Sei que há, felizmente, quem prefira os jantares de convívio onde não é preciso aparecer de penico na cabeça ou soutien sobre a roupa e nos quais se conversa sobre a escola e o curso com alunos de todos os anos; que depois dão uma ou mais voltas pela cidade, sem estarem pintados ou bêbedos e vestidos como os alunos dos outros anos, para conhecer os cafés, as zonas mais importantes e os pontos de interesse, sem a obrigação de beber um bagaço ou um shot em cada tasca ou bar.
Os “novos tradicionalistas” perguntar-se-ão: «Mas que integração é esta? Como se “astrevem” a olhar para os mais velhos? Olhos nos olhos? Sem latir? Sem medo? Sem vergonha? Sem uma pontinha de subserviência?»

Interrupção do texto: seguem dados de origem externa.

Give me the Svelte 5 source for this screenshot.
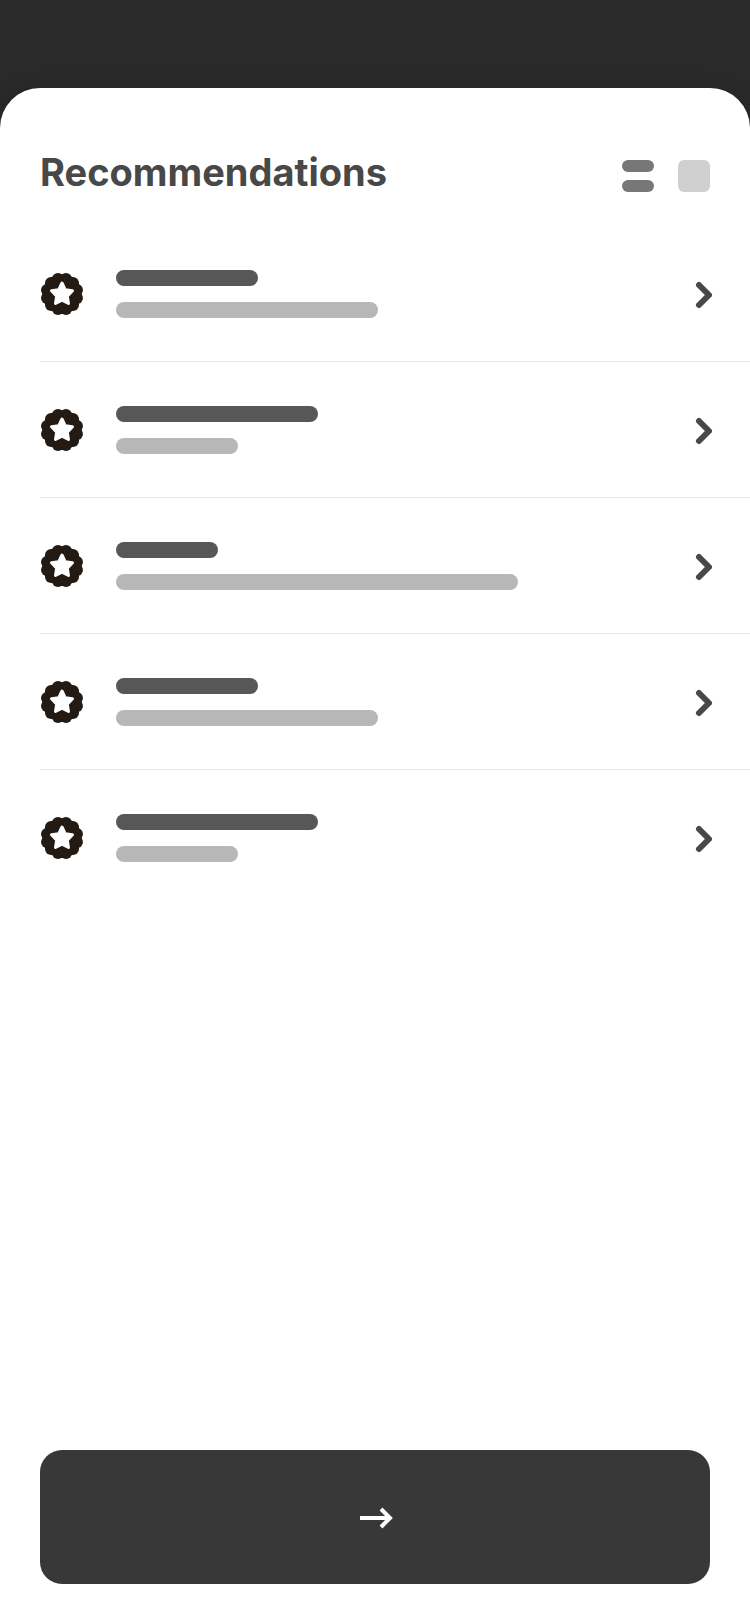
<script lang="ts">
	interface Item {
		title: number;
		subtitle: number;
	}

	const items: Item[] = [
		{ title: 142, subtitle: 262 },
		{ title: 202, subtitle: 122 },
		{ title: 102, subtitle: 402 },
		{ title: 142, subtitle: 262 },
		{ title: 202, subtitle: 122 }
	];

	// centres of the twelve lobes round the badge
	const lobes = Array.from({ length: 12 }, (_, i) => {
		const angle = ((i * 30 + 15) * Math.PI) / 180;
		return { x: 22 + 15.4 * Math.cos(angle), y: 22 + 15.4 * Math.sin(angle) };
	});

	let view = $state<'list' | 'grid'>('list');
</script>

<main class="sheet">
	<header class="header">
		<h1>Recommendations</h1>
		<div class="views">
			<button
				class="view"
				class:active={view === 'list'}
				type="button"
				aria-label="List view"
				aria-pressed={view === 'list'}
				onclick={() => (view = 'list')}
			>
				<span></span>
				<span></span>
			</button>
			<button
				class="view"
				class:active={view === 'grid'}
				type="button"
				aria-label="Card view"
				aria-pressed={view === 'grid'}
				onclick={() => (view = 'grid')}
			>
				<span></span>
			</button>
		</div>
	</header>

	<ul class="list">
		{#each items as item, i}
			<li>
				<a class="row" href="#item-{i + 1}" aria-label="Recommendation {i + 1}">
					<svg class="badge" width="44" height="44" viewBox="0 0 44 44" aria-hidden="true">
						<circle cx="22" cy="22" r="19.8" />
						{#each lobes as lobe}
							<circle cx={lobe.x} cy={lobe.y} r="6.1" />
						{/each}
						<path
							class="star"
							d="M22 11L25.3 17.8L32.5 18.8L27.3 24.1L28.5 31.4L22 28.1L15.5 31.4L16.7 24.1L11.5 18.8L18.7 17.8Z"
						/>
					</svg>
					<span class="lines">
						<span class="line line-title" style="width: {item.title}px"></span>
						<span class="line line-subtitle" style="width: {item.subtitle}px"></span>
					</span>
					<svg class="chevron" width="20" height="32" viewBox="0 0 20 32" aria-hidden="true">
						<path d="M5 7L15 17L5 27" />
					</svg>
				</a>
			</li>
		{/each}
	</ul>

	<footer class="footer">
		<button class="next" type="button" aria-label="Continue">
			<svg width="36" height="28" viewBox="0 0 36 28" aria-hidden="true">
				<path d="M3 15H33M24 6L33 15L24 24" />
			</svg>
		</button>
	</footer>
</main>

<style>
	:global(body) {
		margin: 0;
		padding-top: 88px;
		background: #2a2a2a;
		font-family: Inter, 'Liberation Sans', sans-serif;
	}

	.sheet {
		display: flex;
		flex-direction: column;
		box-sizing: border-box;
		min-height: calc(100vh - 88px);
		padding-bottom: 40px;
		background: #fff;
		border-radius: 40px 40px 0 0;
		box-shadow: 0 0 20px rgba(0, 0, 0, .15);
	}

	.header {
		display: flex;
		align-items: flex-end;
		justify-content: space-between;
		padding: 64px 40px 34px;
	}

	h1 {
		margin: 0;
		color: #484848;
		font-size: 38px;
		font-weight: 700;
		line-height: 40px;
	}

	.views {
		display: flex;
		gap: 24px;
	}

	.view {
		display: flex;
		flex-direction: column;
		gap: 8px;
		width: 32px;
		height: 32px;
		padding: 0;
		border: none;
		background: none;
		color: #d0d0d0;
		cursor: pointer;
	}
	.view.active {
		color: #777;
	}

	.view span {
		flex: 1;
		width: 100%;
		border-radius: 6px;
		background: currentColor;
	}

	.list {
		margin: 0;
		padding: 0 0 0 40px;
		list-style: none;
	}

	li {
		border-bottom: 1px solid #e6e6e6;
	}
	li:last-child {
		border-bottom: none;
	}

	.row {
		display: flex;
		align-items: center;
		gap: 32px;
		padding: 44px 36px 43px 0;
	}

	.badge {
		flex: none;
		fill: #231a14;
	}

	.star {
		fill: #fff;
		stroke: #fff;
		stroke-width: 3;
		stroke-linejoin: round;
	}

	.lines {
		display: flex;
		flex: 1;
		flex-direction: column;
		gap: 16px;
		min-width: 0;
	}

	.line {
		height: 16px;
		max-width: 100%;
		border-radius: 8px;
	}

	.line-title {
		background: #575757;
	}

	.line-subtitle {
		background: #b7b7b7;
	}

	.chevron {
		flex: none;
		fill: none;
		stroke: #484848;
		stroke-width: 6;
		stroke-linecap: round;
		stroke-linejoin: round;
	}

	.footer {
		margin-top: auto;
		padding: 40px 40px 0;
	}

	.next {
		display: flex;
		align-items: center;
		justify-content: center;
		width: 100%;
		height: 134px;
		padding: 0;
		border: none;
		border-radius: 22px;
		background: #383838;
		cursor: pointer;
	}

	.next svg {
		fill: none;
		stroke: #fff;
		stroke-width: 4;
	}
</style>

Pergunto eu: «O homem estudante (e a mulher, naturalmente) foram feitos para isto ou para aquilo? Sim, digam lá. Para que é que foi feito o Homem (e a mulher, naturalmente)?»
Os “novos tradicionalistas” responder-me-ão: «Mas nós tirámos as licenças! Isso é o regresso à censura salazarista!»
Tão grave quanto a censura do Estado Novo é a atual “Censura da Ignorância” de muitos dos que gritam efe erre a depois de terem tirado as licenças para o exercício da estupidez.
Tiraram as licenças? Pronto: estão licenciados.